By Craig Funston
One of my goals as a classroom teacher this year is to provide a safe place for kids. I say classroom only because that is part of my world; in your case, it could be a class of a different sort or a community team. I simply speak of any sphere where the most vulnerable of our society need a place of refuge.
Kids need this because things can get rough out there–”out there” meaning places where people are. The classroom is a great example, where there can be bullying, or confusion about a concept. In moments of frustration or fear, kids need a person or a place of security.
Because I set the dial for the emotional climate in the room, that would mean that I must be perceived as a safe person—and I do mean person, not merely teacher.

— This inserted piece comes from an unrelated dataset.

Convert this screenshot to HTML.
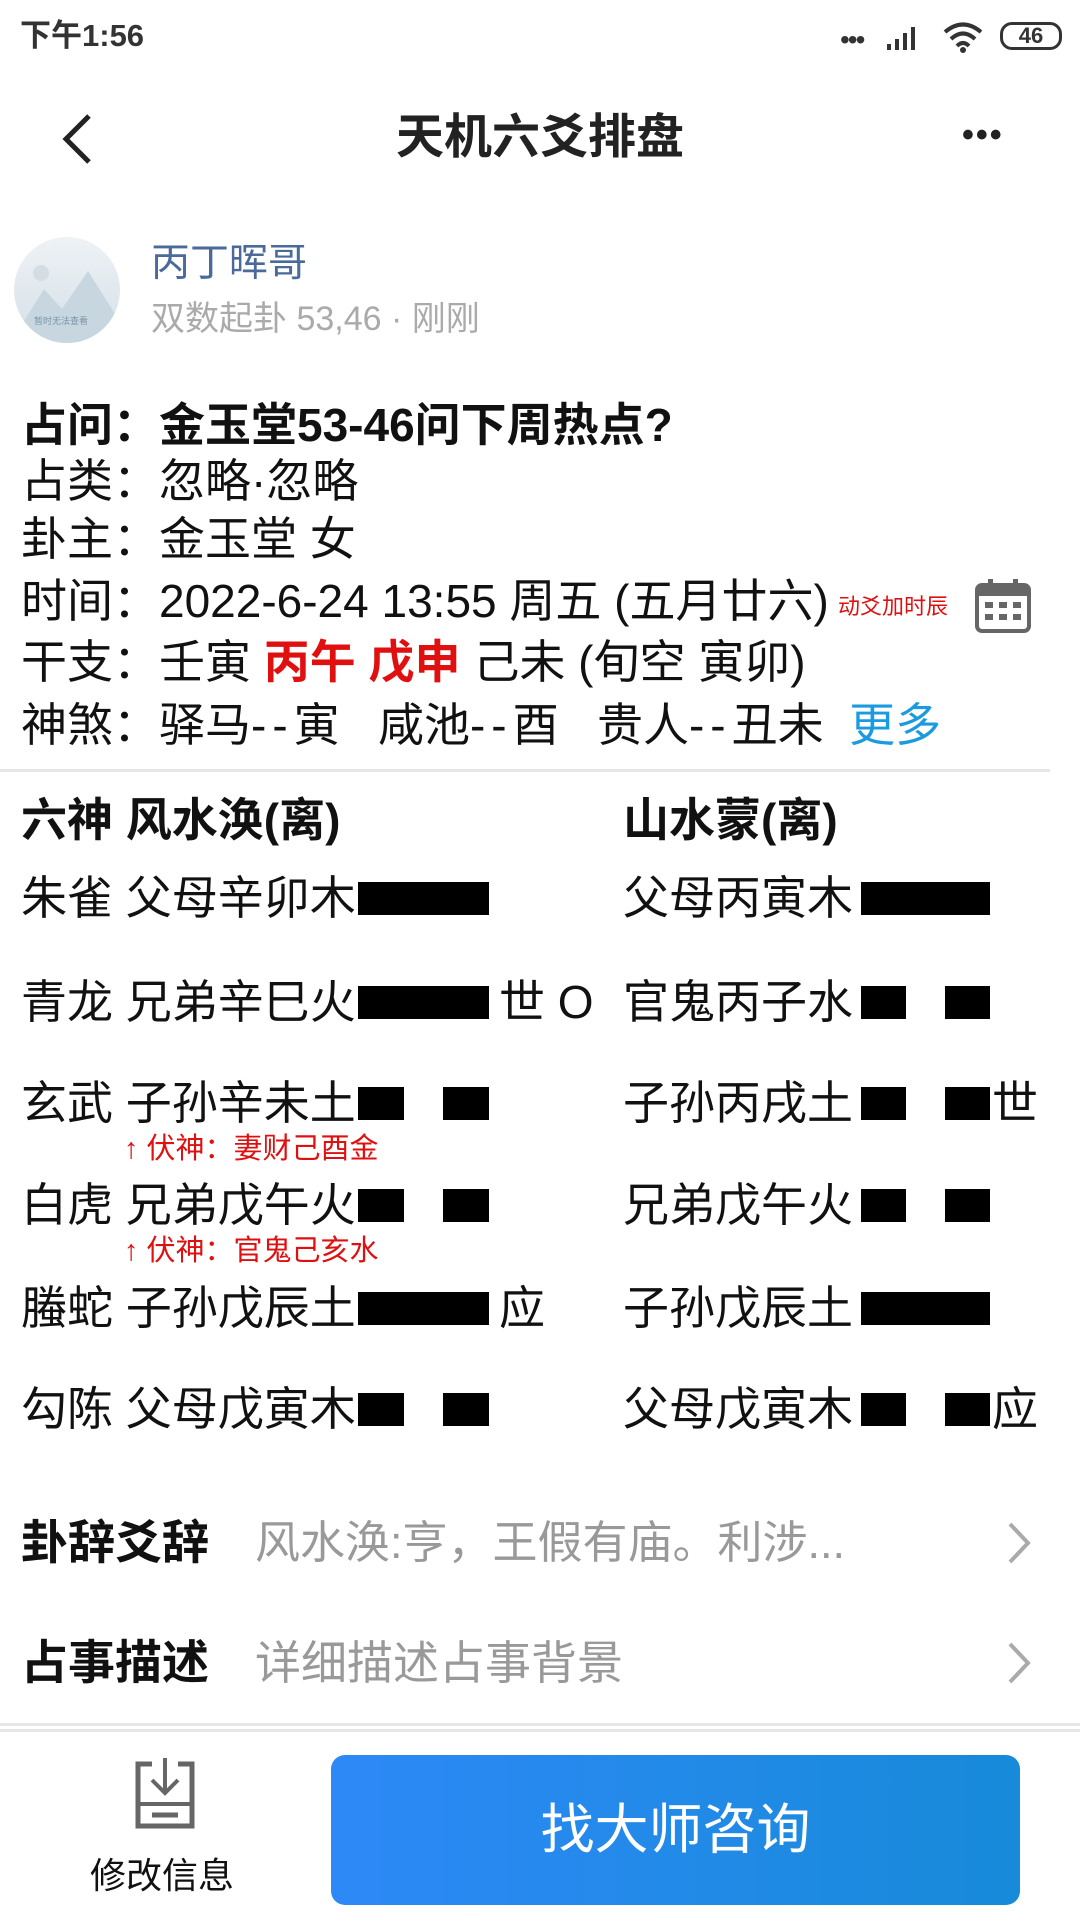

Adults have the same needs, too, of course, and we’ll discuss this next week. Suffice to say (or, just to keep you anticipating), adults tend to hide their lack of a safe haven through a wide variety of means—many of them masking deep-rooted pain.
This “safe” vision actually starts in my personal life—namely, me, in my own home, with my own family. I want my home to be a safe home for my family, as well as for all who enter in. Beyond that, I want to be a member of a safe church, and live in a safe community. Communities make up countries, and, well, you draw your own conclusions.
And the kids that need a safe classroom are the same ones who really need that safety to start at home—but it often doesn’t. I may be naive, but the home is foundation from which all this should be the most evident.
Probably before we get any further, we need to define our terms. Sometimes definitions, at least initially, are best understood by what they aren’t; this gives us parameters for discussion. Within that fold, then, we can clearly define what we’re talking about.
“Safe” is not simply tolerating destructive behaviour that’s breaking the law (at any level). Nor are “safe” actions permissible where anything goes and where there are no consequences. Either one of those terms falls into a liberal, socialistic, and anarchistic mentality. We see enough of that in our “tolerant” culture.
Let’s play with words (surprise, surprise) for a moment here: When I use the words “safeguard, safety net, safe house, and safety valve,” you have a sense that everything is all right, that there’s a sense of security and well-being. So I think“safe person” is an appropriate term.
A safe person (the key to all of this), whether it’s in the home, workplace, classroom, church, and community, is one who allows for failures and foibles, mix ups and mistakes of others–and is there to pick up the pieces. He or she allows said family member, child, friend, colleague—even stranger– to drop their guard, to be free, open, and honest.
This means people in our care can use any given word incorrectly and not get their head taken off; mispronounce another word and not get yelled at. They can give an off-base opinion, dump and dump some more, even whine a little.
People need other people with whom they can think out loud; in other words, vent, opine, criticize, and disagree.
There is real liberty in the freedom of expression, even though some expressions of freedom need to be challenged and monitored. It calls for real discernment on the part of the safe person as to where to draw the line. Too many of us either draw it too soon or don’t even waste time drawing it.
It’s almost like Confession without the religious overtones, victim impact statements without the trauma, or criticism without its wounds.
If we all made an effort to be safe people, and tried to create safe places, I believe there would be a huge upgrade in our families, workplaces, and any other social environment. There would be a huge impact in our financial, moral, educational, even physical lives.
Life is like one big classroom: One, there are a lot of bullies out there; and two, sometimes life is just not fair. It would nice if there was someone we could feel safe with, someplace we could go for refuge.
Do you have that safe place? Are you that safe person?